The wild flower guide from the local hotel quotes Patrick Kavanagh and his precocious joy in the Irish flora of his little Monaghan hills — he wrote that as a boy he was in love with them before he knew their names.
Does the Derby Tup of my childhood in south Yorkshire still make an appearance in the streets at Christmas-time, I wonder?
Mary O’Keeffe
London W13
A symbol of our identity
From John Papworth
Sir: Robert Stuart, reviewing a book on monarchy (Books, 16/23 December), says, ‘It survives as the fount of class pride and snobbery’, indicating that he understands little of either the monarchy or of the country which in name it governs. Our monarchy is the symbolic and immensely popular expression of our identity as a nation. If the monarchy were simply confined to the attributes he seeks to bestow on it, it would not have survived from one Christmas to another.
John Papworth
Purton, Wiltshire
Major and manners
From John Bone
Sir: I’ve only just seen Paul Johnson’s article on manners (And another thing, 2 December) and would like to bear belated witness to at least one act of considerable courtesy on the part of John Major. As chief secretary to the Treasury in the late 1980s, he held a meeting of officials at which I was the most junior present. He held the door open for us all and then, already knowing the others in the deputation by name, took the trouble to introduce himself to me and bade me sit down.

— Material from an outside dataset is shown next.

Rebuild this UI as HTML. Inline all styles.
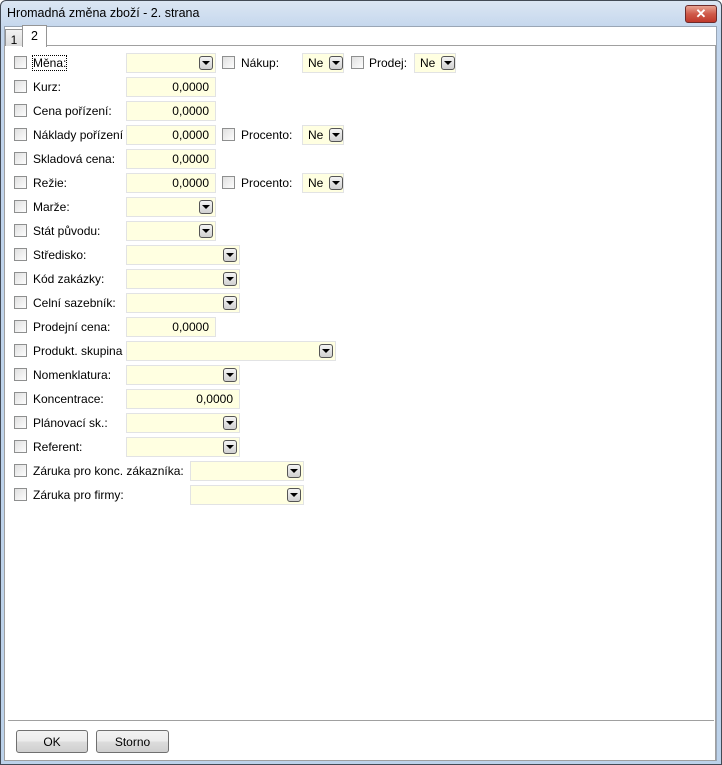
<!DOCTYPE html>
<html><head><meta charset="utf-8"><style>
*{box-sizing:border-box}
body{margin:0;width:722px;height:765px;position:relative;overflow:hidden;font-family:"Liberation Sans",sans-serif;font-size:12px;color:#000;background:#fff}
.a{position:absolute}
.frame{left:0;top:0;width:722px;height:765px;border:1px solid #434a55;border-radius:6px 6px 0 0;background:linear-gradient(#dbe6f3,#c2d5ec 30px,#bcd2ea)}
.title{left:7px;top:6px;font-size:12.5px}
.close{left:685px;top:5px;width:32px;height:18px;border:1px solid #6d2b2b;border-radius:3px;background:linear-gradient(#e8a493,#cf5a4a 50%,#c0392b);color:#fff;text-align:center;font-weight:bold;font-size:13px;line-height:16px}
.client{left:4px;top:26px;width:713px;height:735px;background:#fff;border:1px solid #9aa6b5}
.panel{left:4px;top:45px;width:712px;height:716px;border:1px solid #a0a0a0;background:#fff}
.tab1{left:5px;top:29px;width:18px;height:17px;border:1px solid #959595;border-bottom:none;background:linear-gradient(#f2f2f2,#dcdcdc);text-align:center;line-height:20px}
.tab2{left:22px;top:25px;width:25px;height:22px;border:1px solid #959595;border-bottom:none;background:#fff;text-align:center;line-height:20px;font-size:12.5px}
.cb{width:13px;height:13px;border:1px solid #8e8f8f;background:linear-gradient(135deg,#e0e0e0,#fdfdfd)}
.lb{font-size:12px}
.f{height:20px;border:1px solid #e2e3e4;background:#ffffe1;text-align:right;padding-right:6px;line-height:19px}
.dd{width:14px;height:14px;border:1px solid #555;border-radius:3px;background:linear-gradient(#f4f4f4,#d0d0d0)}
.dd:after{content:"";position:absolute;left:2px;top:4px;border-left:4px solid transparent;border-right:4px solid transparent;border-top:4px solid #000}
.ne{text-align:left;padding-left:5px}
.sep{left:8px;top:720px;width:706px;height:1px;background:#a0a0a0}
.btn{top:730px;height:23px;border:1px solid #707070;border-radius:3px;background:linear-gradient(#f2f2f2,#ebebeb 50%,#dddddd 51%,#cfcfcf);text-align:center;line-height:22px}
</style></head><body>
<div class="a frame"></div>
<div class="a title">Hromadná změna zboží - 2. strana</div>
<div class="a close">✕</div>
<div class="a client"></div>
<div class="a panel"></div>
<div class="a tab1">1</div>
<div class="a tab2">2</div>
<div class="a sep"></div>
<div class="a btn" style="left:16px;width:72px">OK</div>
<div class="a btn" style="left:96px;width:73px">Storno</div>
<div id="rows"></div>
<script>
var rows=[
["Měna:",126,215,"","dd",1],
["Kurz:",126,215,"0,0000"],
["Cena pořízení:",126,215,"0,0000"],
["Náklady pořízení",126,215,"0,0000"],
["Skladová cena:",126,215,"0,0000"],
["Režie:",126,215,"0,0000"],
["Marže:",126,215,"","dd"],
["Stát původu:",126,215,"","dd"],
["Středisko:",126,239,"","dd"],
["Kód zakázky:",126,239,"","dd"],
["Celní sazebník:",126,239,"","dd"],
["Prodejní cena:",126,215,"0,0000"],
["Produkt. skupina",126,335,"","dd"],
["Nomenklatura:",126,239,"","dd"],
["Koncentrace:",126,239,"0,0000"],
["Plánovací sk.:",126,239,"","dd"],
["Referent:",126,239,"","dd"],
["Záruka pro konc. zákazníka:",190,303,"","dd"],
["Záruka pro firmy:",190,303,"","dd"]];
var h="";
function ne(x,y,w){return '<div class="a f ne" style="left:'+x+'px;top:'+y+'px;width:'+w+'px">Ne</div><div class="a dd" style="left:'+(x+w-15)+'px;top:'+(y+3)+'px"></div>';}
rows.forEach(function(r,i){
 var c=63+i*24,t=c-10;
 h+='<div class="a cb" style="left:14px;top:'+(c-7)+'px"></div>';
 h+='<div class="a lb" style="left:33px;top:'+(c-7)+'px'+(r[5]?';outline:1px dotted #000':'')+'">'+r[0]+'</div>';
 h+='<div class="a f" style="left:'+r[1]+'px;top:'+t+'px;width:'+(r[2]-r[1]+1)+'px">'+r[3]+'</div>';
 if(r[4])h+='<div class="a dd" style="left:'+(r[2]-16)+'px;top:'+(t+3)+'px"></div>';
});
h+='<div class="a cb" style="left:222px;top:56px"></div><div class="a lb" style="left:241px;top:56px">Nákup:</div>'+ne(302,53,42);
h+='<div class="a cb" style="left:351px;top:56px"></div><div class="a lb" style="left:369px;top:56px">Prodej:</div>'+ne(414,53,42);
[135,183].forEach(function(c){h+='<div class="a cb" style="left:222px;top:'+(c-7)+'px"></div><div class="a lb" style="left:241px;top:'+(c-7)+'px">Procento:</div>'+ne(302,c-10,42);});
document.getElementById("rows").innerHTML=h;
</script>
</body></html>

I am confident that, in nearly 30 years of public service, I have never come across such politeness from any politician, let alone a Cabinet minister.
John Bone
London SW6
Going solo
From Rory Knight Bruce
Sir: Marcus Berkmann, for so long the most intelligent of pop critics, should not be shy in nominating his all-time favourite guitar solos (Arts, 23/30 December). Indeed, Spectator readers should send him their nominations so that he could make a book out of them. My own would be that of David ‘Clem’ Clempson from Colisseum on ‘Lost Angeles’, recorded live in Brighton in the early 1970s. When I last spoke to Clempson, he was playing pool in a roughhouse in Shepherd’s Bush and working on a ‘project’ — which I hope was true.
Rory Knight Bruce
Crediton, Devon
Forever plashy
From James Macdonald
Sir: James Young has visited impure sources (Letters, 23/30 December). On both occasions the first edition of Scoop gives ‘Feather-footed through the plashy fen passes the questing vole’; and reminds us once more of that impeccable style.